U.S. farm, food and trade justice advocates call on Pres. Biden to end the pro-corporate agriculture agenda in U.S. international policy and work more collaboratively with partners at UN food agencies. This article was published in the November-December 2021 issue of NewsNotes.
On World Food Day (Oct. 13), the Maryknoll Office for Global Concerns and 66 other U.S. civil society, food producer, and environmental organizations sent a letter to President Joe Biden expressing the urgent need to transform U.S. priorities at UN agencies addressing global food systems.
The U.S. farm, food and trade justice advocates urge Pres. Biden to “fundamentally reorient the U.S. government’s approach to global policy development on food and agriculture issues, breaking with the U.S. government’s historical alignment with corporate agribusiness and neoliberal, unregulated trade orthodoxy.” In particular, they call for the Biden administration to mandate a new policy direction for engagement with the three UN food and agriculture agencies based in Rome —the Food and Agriculture Organization (FAO), the International Fund for Agricultural Development (IFAD), and the World Food Programme (WFP).
This reform is urgent, the letter says, and must “prioritize the rights and livelihoods of workers, food producers, and frontline communities, ensure food security through food sovereignty in the U.S. and abroad, while mitigating climate change, restoring biodiversity, and addressing corporate power in global food systems.”
Acknowledging the actions the Biden administration has taken to address failings of the corporate food sectors in the United States during the COVID-19 pandemic – investing in local food systems and family-scale food providers, decentralizing food supply chains and the agricultural processing sector, strengthening competitiveness and anti-trust standards, and promoting racial equity in the U.S. food system – the advocates express dismay that the Biden administration’s efforts “have not extended beyond our national borders.”
The letter describes the Rome-based UN agencies as the places where “some of the most challenging and central issues facing rural communities” are addressed, and where policy guidelines for national governments are developed “through an inclusive process that provides producers, workers, and other frontline constituencies an autonomous and institutionalized ‘seat at the table,’ therefore providing critical political legitimacy to this multilateral space.”

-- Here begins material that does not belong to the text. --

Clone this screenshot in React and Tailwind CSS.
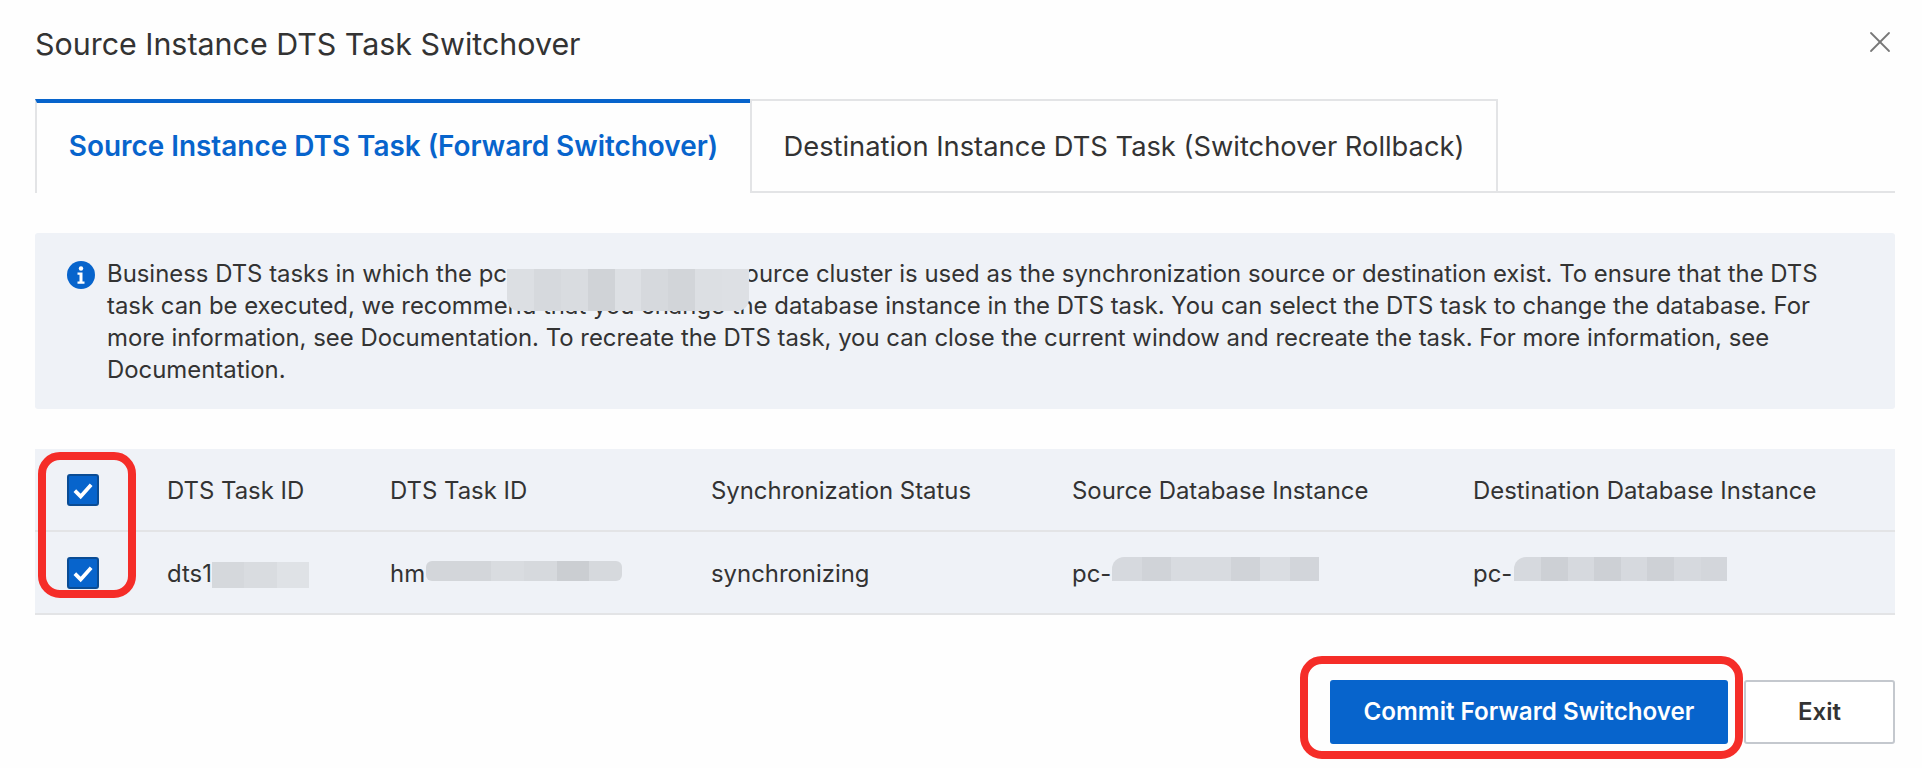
import { X } from "lucide-react";

const columns = ["w-[132px] pl-8", "w-[223px]", "w-[321px]", "w-[361px]", "w-[401px]", "flex-1"];

// pixelated redaction strip, one span per mosaic block
function Mosaic({ shades, className }) {
  return (
    <span className={`inline-flex overflow-hidden align-middle ${className}`}>
      {shades.map((shade, i) => (
        <span key={i} className={`h-full flex-1 ${shade}`}></span>
      ))}
    </span>
  );
}

function Checkbox() {
  return (
    <span className="flex h-8 w-8 items-center justify-center rounded-[3px] border-2 border-[#0a4c94] bg-[#0764cc]">
      <svg viewBox="0 0 24 24" className="h-7 w-7" fill="none" stroke="#ffffff" strokeWidth="3.2">
        <path d="M5 12.5l5 5 9-10" />
      </svg>
    </span>
  );
}

function Row({ cells }) {
  return (
    <div className="flex h-[83px] items-center border-b-2 border-[#e3e4e6] text-[23.9px] text-[#333333]">
      <div className={columns[0]}>
        <Checkbox />
      </div>
      {cells.map((cell, i) => (
        <div key={i} className={`whitespace-nowrap pt-[2px] ${columns[i + 1]}`}>
          {cell}
        </div>
      ))}
    </div>
  );
}

export default function App() {
  return (
    <div className="relative h-[768px] w-[1922px] overflow-hidden bg-[#fefefe] pl-[35px] pr-[27px] font-['Inter',sans-serif]">
      <div className="flex h-[99px] items-start justify-between pt-[24px]">
        <h1 className="text-[30.4px] leading-10 text-[#333333]">Source Instance DTS Task Switchover</h1>
        <X className="mr-[-3px] h-9 w-9 text-[#777777]" strokeWidth={1.2} />
      </div>

      <div className="flex h-[94px] border-b-2 border-[#e3e4e6]">
        <div className="mb-[-2px] flex w-[715px] items-center justify-center border-l-2 border-t-4 border-l-[#e3e4e6] border-t-[#0764cc] bg-[#fefefe] pb-[2px] text-[27.9px] font-semibold text-[#0764cc]">
          Source Instance DTS Task (Forward Switchover)
        </div>
        <div className="flex w-[748px] items-center justify-center border-x-2 border-t-2 border-[#e3e4e6] pt-[2px] text-[27.3px] text-[#333333]">
          Destination Instance DTS Task (Switchover Rollback)
        </div>
      </div>

      <div className="mt-10 flex h-[176px] gap-3 rounded-[3px] bg-[#eff2f7] pl-[32px] pt-[25px] text-[23.9px] leading-8 text-[#333333]">
        <svg viewBox="0 0 28 28" className="mt-[3px] h-[28px] w-[28px] shrink-0">
          <circle cx="14" cy="14" r="14" fill="#0764cc" />
          <circle cx="14" cy="7.5" r="2.2" fill="#ffffff" />
          <path d="M10.5 11.5h5v9h2v2.2h-7v-2.2h2v-6.8h-2z" fill="#ffffff" />
        </svg>
        <p className="whitespace-nowrap">
          Business DTS tasks in which the pc-
          <span className="relative inline-block w-[214px]">
            <Mosaic
              className="absolute left-[-11px] top-[-13px] h-[42px] w-[242px] rounded-b-xl"
              shades={["bg-[#dcdfe3]", "bg-[#d6d9dd]", "bg-[#d9dce0]", "bg-[#d0d3d7]", "bg-[#dde0e4]", "bg-[#d6d9dd]", "bg-[#d2d5d9]", "bg-[#dcdfe3]", "bg-[#dde0e4]"]}
            />
          </span>
          source cluster is used as the synchronization source or destination exist. To ensure that the DTS
          <br />
          task can be executed, we recommend that you change the database instance in the DTS task. You can select the DTS task to change the database. For
          <br />
          more information, see Documentation. To recreate the DTS task, you can close the current window and recreate the task. For more information, see
          <br />
          Documentation.
        </p>
      </div>

      <div className="mt-10 bg-[#eff2f7]">
        <Row cells={["DTS Task ID", "DTS Task ID", "Synchronization Status", "Source Database Instance", "Destination Database Instance"]} />
        <Row
          cells={[
            <>
              dts1
              <Mosaic className="h-[26px] w-[97px]" shades={["bg-[#d5d8dc]", "bg-[#d9dce0]", "bg-[#dfe2e6]"]} />
            </>,
            <>
              hm
              <Mosaic
                className="ml-[1px] h-[20px] w-[196px] -translate-y-1 rounded-md"
                shades={["bg-[#d3d6da]", "bg-[#d3d6da]", "bg-[#d9dce0]", "bg-[#d6d9dd]", "bg-[#cbced2]", "bg-[#d6d9dd]"]}
              />
            </>,
            "synchronizing",
            <>
              pc-
              <Mosaic
                className="ml-[1px] h-[24px] w-[207px] -translate-y-1.5 rounded-tl-xl"
                shades={["bg-[#d6d9de]", "bg-[#d0d3d8]", "bg-[#d8dbe0]", "bg-[#d8dbe0]", "bg-[#d0d3d8]", "bg-[#dadde2]", "bg-[#d2d5da]"]}
              />
            </>,
            <>
              pc-
              <Mosaic
                className="ml-[2px] h-[24px] w-[213px] -translate-y-1.5 rounded-tl-xl"
                shades={["bg-[#d6d9de]", "bg-[#cdd0d5]", "bg-[#d6d9de]", "bg-[#cdd0d5]", "bg-[#d6d9de]", "bg-[#ced1d6]", "bg-[#d6d9de]", "bg-[#d3d6db]"]}
              />
            </>,
          ]}
        />
      </div>

      <div className="mt-[65px] flex justify-end gap-4">
        <button className="h-16 w-[398px] rounded-[3px] bg-[#0764cc] text-[24.2px] font-semibold text-white">
          Commit Forward Switchover
        </button>
        <button className="h-16 w-[151px] rounded-[3px] border-2 border-[#c4c8ce] bg-white text-[24px] font-semibold text-[#333333]">
          Exit
        </button>
      </div>

      {/* red annotation frames drawn over the screenshot */}
      <div className="absolute left-[38px] top-[452px] h-[146px] w-[98px] rounded-[22px] border-[8px] border-[#f52d28]"></div>
      <div className="absolute left-[1300px] top-[656px] h-[103px] w-[443px] rounded-[22px] border-[8px] border-[#f52d28]"></div>
    </div>
  );
}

Looking back at the four years under President Trump, the advocates describe the U.S. delegation to the UN food and agriculture agencies as “openly defiant and obstructionist” of the agencies’ policy processes, damaging “not only the reputation of the United States but also the integrity of important global policy instruments.” They conclude, “[t]his pro-corporate agriculture agenda must change under your watch.”
In-line with the Biden administration’s public commitments on human and worker rights, racial and gender justice, trade reform, and addressing the climate crisis, the advocates call on Pres. Biden to adopt new commitments when engaging with the UN agencies:
Human rights: Articulate a commitment to advancing food workers’ rights, Indigenous People’s right to sovereignty and self-determination, and the rights of peasants and other rural peoples. Also, work with Congress to ratify the International Covenant on Economic, Social and Cultural Rights, (which enshrines the Right to Adequate Food, Right to Water, and Right to Health).
Racial Justice: Strengthen the rights and livelihoods of communities of color, regardless of nationality and geographic location, in UN food and agriculture policy negotiations.
Address the climate, biodiversity, food and water crisis through agroecology: Publicly commit to supporting agroecology in alignment with 10 elements on agroecology developed by FAO, and 13 principles developed by the High-Level Panel of Experts of the UN Committee on the World Food Security.
Trade: Publicly commit to a comprehensive review of how U.S. food and agriculture trade policy can advance a rights-based Just Transition. Refrain from trade challenges to other countries’ efforts to advance food sovereignty, the Right to Adequate Food, biodiversity protection, and confront climate change. Engage the civil society organizations of this letter and the UN Special Rapporteur on the Right to Food on how to both leverage and reform U.S. trade policy.
Strengthen participatory, multilateral policymaking: Demonstrate U.S. dedication to democratic policymaking in international fora by establishing mechanism for public comment from U.S. constituents on U.S. priorities in international food and agriculture policy negotiations. Take decisive action to strengthen the UN Committee on World Food Security. Institutionalize transparency and disclosure procedures for U.S. officials’ engagement with corporate agribusinesses.
The 67 food and agriculture experts see these transformative changes as the “best hope” protecting food systems and ensuring an end to hunger globally.